You Aren’t Allowed to Get Mad at Me

I’ve officially lost my mind. My mental capacity is out to lunch. Goodbye to the thinking part of my brain. Now it’s just a heavy pile of mush in my skull. How will I continue to function as a sane person anymore?

My daughter did this to me. Don’t get me wrong - she is so sweet, and so kind. She makes my heart bubble up with the kind of emotions that cause me to forget what I am doing and focus solely on her smile or laugh. Caring for her is my primary responsibility in this life, and she makes it so easy. Well most days. Not today.

The reason for this temporary madness is a note she left me. The note said, “you aren’t allowed to get mad at me.” The note went on to list the five reasons she hates writing, and how it is unfair she has to do it. She is over it. 

You see, while we are temporarily living in Houston for a couple months, we have to homeschool. Too short a timeframe to enter her into a new school. So homeschool it is, and homeschool is going horribly at the moment.

That might be too strong, but today feels like it. I have been patient. I have been kind. I offered my help, offered suggestions, offered everything under the sun except writing the dang sentences for her. She sits blankly, staring at the paper. After a while, still very calm, I offer the suggestion to go into her closet and work. That might sound nuts, but in this apartment her closet is the size of a bedroom, and she has set up quite a studio.

On the floor is a cushy blanket and five pillows of various sizes. She is currently entertaining ten different stuffed animals and two barbies. It’s a plush setup, comfortable for a 10 year old to lounge and play. Two days ago this trick of letting her go to her own space worked. It has to work again, right? No, of course it won’t. Thirty minutes later I go in to check on the progress. No school work has been done. Instead I am scolded for not reading a note written on a pink note card that she cheekily placed on the kitchen counter while I was on a phone call.

The note was the aforementioned statement about her disdain for writing, and the forceful explanation that I was not allowed to emote about her decision to forgo writing forever. So now I am a lunatic. How dare she tell me what to do. I am an adult. I am in charge. 

Can you imagine if you told this to your parents when you were a kid, to your dad specifically? “Oh by the way father, I’ve decided that homework isn’t for me, but ah ah ah, you aren’t allowed to express how you feel about that.
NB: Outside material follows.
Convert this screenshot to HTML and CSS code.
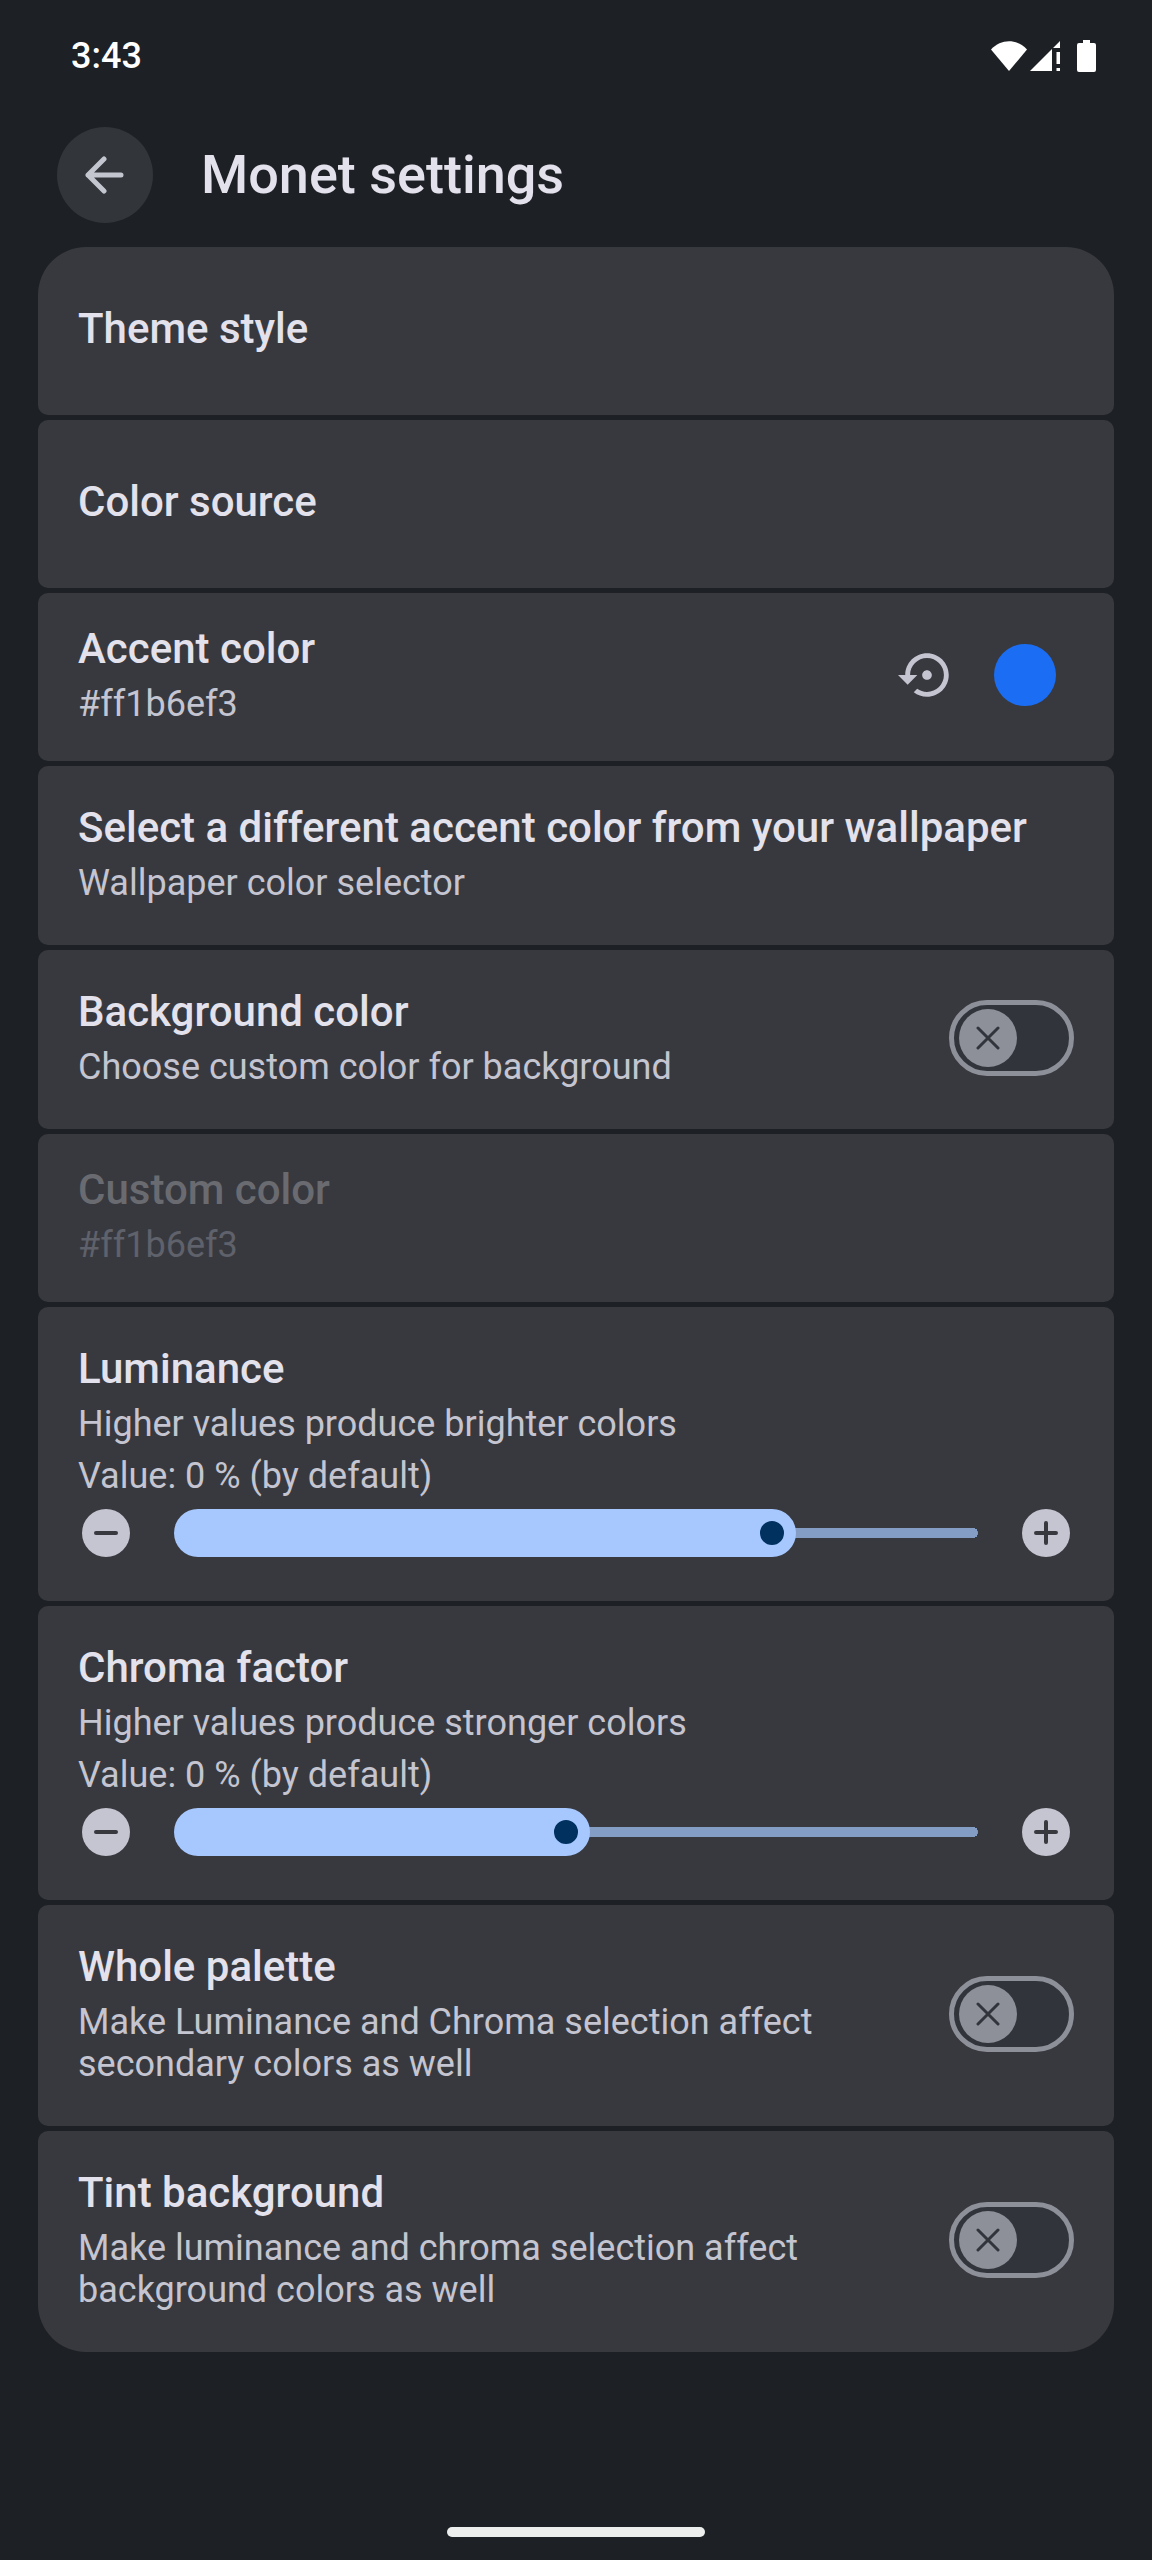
FILE: index.html
```html
<!DOCTYPE html>
<html lang="en">
<head>
<meta charset="utf-8">
<meta name="viewport" content="width=device-width, initial-scale=1">
<title>Monet settings</title>
<link rel="stylesheet" href="styles.css">
</head>
<body>
<div class="screen">
  <div class="status-bar">
    <time class="clock">3:43</time>
    <div class="status-icons">
      <svg width="36" height="30" viewBox="0 0 36 30" aria-hidden="true"><path d="M0 8.500C10-2.500 26-2.500 36 8.500L18 30Z"/></svg>
      <svg class="signal" width="30" height="30" viewBox="0 0 30 30" aria-hidden="true"><path d="M0 30L22 8V30ZM23 7L30 0V7ZM26.500 11H30V23H26.500ZM26.500 27H30V30H26.500Z"/></svg>
      <svg width="19" height="32" viewBox="0 0 19 32" aria-hidden="true"><path d="M6 0H13V3H17Q19 3 19 5V30Q19 32 17 32H2Q0 32 0 30V5Q0 3 2 3H6Z"/></svg>
    </div>
  </div>

  <header class="app-bar">
    <button class="back" type="button" aria-label="Back">
      <svg width="40" height="38" viewBox="0 0 40 38" aria-hidden="true"><path d="M19 3L3 19L19 35M3 19H36"/></svg>
    </button>
    <h1 class="page-title">Monet settings</h1>
  </header>

  <main class="settings">
    <section class="card single">
      <h2 class="title">Theme style</h2>
    </section>

    <section class="card single">
      <h2 class="title">Color source</h2>
    </section>

    <section class="card compact">
      <div class="text">
        <h2 class="title">Accent color</h2>
        <p class="summary">#ff1b6ef3</p>
      </div>
      <div class="color-tools">
        <button class="reset" type="button" aria-label="Reset accent color">
          <svg width="58" height="58" viewBox="0 0 24 24" aria-hidden="true"><path d="M14 12c0-1.100-.9-2-2-2s-2 .9-2 2 .9 2 2 2 2-.9 2-2zm-2-9c-4.970 0-9 4.030-9 9H0l4 4 4-4H5c0-3.870 3.130-7 7-7s7 3.130 7 7-3.130 7-7 7c-1.510 0-2.910-.49-4.060-1.300l-1.420 1.440C8.040 20.300 9.940 21 12 21c4.970 0 9-4.030 9-9s-4.030-9-9-9z"/></svg>
        </button>
        <button class="swatch" type="button" aria-label="Pick accent color"></button>
      </div>
    </section>

    <section class="card">
      <div class="text">
        <h2 class="title">Select a different accent color from your wallpaper</h2>
        <p class="summary">Wallpaper color selector</p>
      </div>
    </section>

    <section class="card">
      <label class="text" for="background-color">
        <span class="title">Background color</span>
        <span class="summary">Choose custom color for background</span>
      </label>
      <span class="switch">
        <input class="switch-input" type="checkbox" role="switch" id="background-color">
        <span class="thumb"><svg width="24" height="24" viewBox="0 0 24 24" aria-hidden="true"><path d="M2 2L22 22M22 2L2 22"/></svg></span>
      </span>
    </section>

    <section class="card compact disabled">
      <div class="text">
        <h2 class="title">Custom color</h2>
        <p class="summary">#ff1b6ef3</p>
      </div>
    </section>

    <section class="card slider-card">
      <label class="text" for="luminance">
        <span class="title">Luminance</span>
        <span class="summary">Higher values produce brighter colors</span>
        <span class="summary">Value: 0 % (by default)</span>
      </label>
      <div class="slider-row">
        <button class="step" type="button" aria-label="Decrease luminance"><svg width="26" height="26" viewBox="0 0 26 26" aria-hidden="true"><path d="M3 13H23"/></svg></button>
        <input class="slider" type="range" id="luminance" min="0" max="1000" value="759" style="--position: 0.759">
        <button class="step" type="button" aria-label="Increase luminance"><svg width="26" height="26" viewBox="0 0 26 26" aria-hidden="true"><path d="M3 13H23M13 3V23"/></svg></button>
      </div>
    </section>

    <section class="card slider-card">
      <label class="text" for="chroma">
        <span class="title">Chroma factor</span>
        <span class="summary">Higher values produce stronger colors</span>
        <span class="summary">Value: 0 % (by default)</span>
      </label>
      <div class="slider-row">
        <button class="step" type="button" aria-label="Decrease chroma"><svg width="26" height="26" viewBox="0 0 26 26" aria-hidden="true"><path d="M3 13H23"/></svg></button>
        <input class="slider" type="range" id="chroma" min="0" max="1000" value="487" style="--position: 0.487">
        <button class="step" type="button" aria-label="Increase chroma"><svg width="26" height="26" viewBox="0 0 26 26" aria-hidden="true"><path d="M3 13H23M13 3V23"/></svg></button>
      </div>
    </section>

    <section class="card">
      <label class="text" for="whole-palette">
        <span class="title">Whole palette</span>
        <span class="summary">Make Luminance and Chroma selection affect secondary colors as well</span>
      </label>
      <span class="switch">
        <input class="switch-input" type="checkbox" role="switch" id="whole-palette">
        <span class="thumb"><svg width="24" height="24" viewBox="0 0 24 24" aria-hidden="true"><path d="M2 2L22 22M22 2L2 22"/></svg></span>
      </span>
    </section>

    <section class="card">
      <label class="text" for="tint-background">
        <span class="title">Tint background</span>
        <span class="summary">Make luminance and chroma selection affect background colors as well</span>
      </label>
      <span class="switch">
        <input class="switch-input" type="checkbox" role="switch" id="tint-background">
        <span class="thumb"><svg width="24" height="24" viewBox="0 0 24 24" aria-hidden="true"><path d="M2 2L22 22M22 2L2 22"/></svg></span>
      </span>
    </section>
  </main>

  <div class="home-bar"></div>
</div>
</body>
</html>
```
FILE: styles.css
```css
:root {
  --bg: #1d2025;
  --card: #38393f;
  --text: #e3e2ec;
  --muted: #c4c5d0;
  --outline: #8e9099;
  --accent: #a6c8ff;
  --track: #839dc5;
}

* {
  box-sizing: border-box;
}

body {
  margin: 0;
  background: var(--bg);
  color: var(--text);
  font-family: Roboto, "Liberation Sans", sans-serif;
}

h1, h2, p {
  margin: 0;
}

button {
  display: grid;
  place-items: center;
  padding: 0;
  border: 0;
  flex: none;
}

svg {
  display: block;
}

.screen {
  display: flex;
  flex-direction: column;
  min-height: 100vh;
  padding: 0 38px 23px;
}

.status-bar {
  display: flex;
  justify-content: space-between;
  padding: 35px 18px 0 33px;
}

.clock {
  color: #fff;
  font-size: 36px;
  font-weight: 500;
  line-height: 42px;
}

.status-icons {
  display: flex;
  align-items: center;
  gap: 3px;
  fill: #fff;
}

.signal {
  margin-right: 14px;
}

.app-bar {
  display: flex;
  align-items: center;
  gap: 48px;
  padding: 50px 19px 24px;
}

.back {
  width: 96px;
  height: 96px;
  border-radius: 50%;
  background: #32353a;
}

.back svg {
  fill: none;
  stroke: #c4c6cf;
  stroke-width: 5;
  stroke-linecap: round;
  stroke-linejoin: round;
}

.page-title {
  font-size: 54px;
  font-weight: 500;
  line-height: 64px;
}

.settings {
  display: flex;
  flex-direction: column;
  gap: 5px;
}

.card {
  display: flex;
  align-items: center;
  justify-content: space-between;
  gap: 40px;
  padding: 38px 40px 41px;
  border-radius: 10px;
  background: var(--card);
}

.card:first-child {
  border-top-left-radius: 48px;
  border-top-right-radius: 48px;
}

.card:last-child {
  border-bottom-left-radius: 48px;
  border-bottom-right-radius: 48px;
}

.single {
  padding: 58px 40px 62px;
}

.compact {
  padding: 32px 40px 36px;
}

.slider-card {
  flex-direction: column;
  align-items: stretch;
  gap: 12px;
  padding-bottom: 44px;
}

.text {
  display: flex;
  flex-direction: column;
  gap: 10px;
}

.title {
  font-size: 42px;
  font-weight: 500;
  line-height: 48px;
}

.summary {
  color: var(--muted);
  font-size: 36px;
  line-height: 42px;
}

.disabled .title {
  color: #6a6b70;
}

.disabled .summary {
  color: #5f616b;
}

.color-tools {
  display: flex;
  align-items: center;
  gap: 38px;
  padding-right: 18px;
}

.reset {
  background: none;
  fill: var(--muted);
}

.swatch {
  width: 62px;
  height: 62px;
  border-radius: 50%;
  background: #1b6ef3;
}

.switch {
  display: grid;
  align-items: center;
  flex: none;
}

.switch-input {
  grid-area: 1 / 1;
  width: 125px;
  height: 76px;
  margin: 0;
  appearance: none;
  border: 5px solid var(--outline);
  border-radius: 38px;
  background: #31353b;
}

.thumb {
  display: grid;
  grid-area: 1 / 1;
  place-items: center;
  width: 58px;
  height: 58px;
  margin-left: 10px;
  border-radius: 50%;
  background: var(--outline);
  pointer-events: none;
}

.thumb svg {
  fill: none;
  stroke: #31353b;
  stroke-width: 3;
  stroke-linecap: round;
}

.slider-row {
  display: flex;
  align-items: center;
  gap: 44px;
  padding: 0 4px;
}

.step {
  width: 48px;
  height: 48px;
  border-radius: 50%;
  background: var(--muted);
}

.step svg {
  fill: none;
  stroke: var(--card);
  stroke-width: 4;
  stroke-linecap: round;
}

.slider {
  flex: 1;
  min-width: 0;
  height: 48px;
  margin: 0;
  appearance: none;
  background: none;
}

/* Filled part, thin remainder, and the round cap at its right end */
.slider::-webkit-slider-runnable-track {
  height: 48px;
  border-radius: 24px;
  background:
    linear-gradient(var(--accent), var(--accent)) left center / calc(24px + (100% - 48px) * var(--position)) 48px no-repeat,
    linear-gradient(var(--track), var(--track)) left center / calc(100% - 5px) 10px no-repeat,
    radial-gradient(circle, var(--track) 5px, transparent 5px) right center / 10px 10px no-repeat;
}

.slider::-webkit-slider-thumb {
  width: 48px;
  height: 48px;
  appearance: none;
  border: 12px solid var(--accent);
  border-radius: 50%;
  background: #00315f;
}

.home-bar {
  width: 258px;
  height: 10px;
  margin: auto auto 0;
  border-radius: 5px;
  background: #eceeed;
}
```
Don’t bother me with your concern over my lack of an education.” The audacity.

With a few minutes spent sitting down to write this, I am drawn back to a vague sense of reality. I understand that I am overreacting. Of course I am. But she made me do it. I am helpless against feeling what I feel, expressing what I feel, and feeling justified in expressing myself. Right?

No, a mental mess is what I am. Give it thirty minutes and I will recollect myself, come up with a new game plan, and one day laugh about this whole thing. It’s a quick insanity. Like when you are underwater and go up for air, but the surface isn’t as close as you thought. You just go nuts for a second, thinking you are about to drown. It’s just a second, but that second is terrifying. An involuntary panic. 

Ten seconds later the only thing you are worried about is if anyone saw you flail out of the water like one of those wacky inflatable tube men. I also wish no one saw my pure frustration, but writing it down is the only thing that seems to help.

I am a parent. I sometimes flail myself around. I sometimes believe children are the most unreasonable creatures on the planet.

Then again, I do love that little girl. Maybe she even had a point. She did predict that I was going to get mad. She did suggest I do something else. To her that might have seemed like a pretty agreeable solution to our disagreement. “I have some news you aren’t going to like, but perhaps this whole situation will go better if you don’t, you know, lose your mind over it.” 

Too late. I guess I’ll try again tomorrow.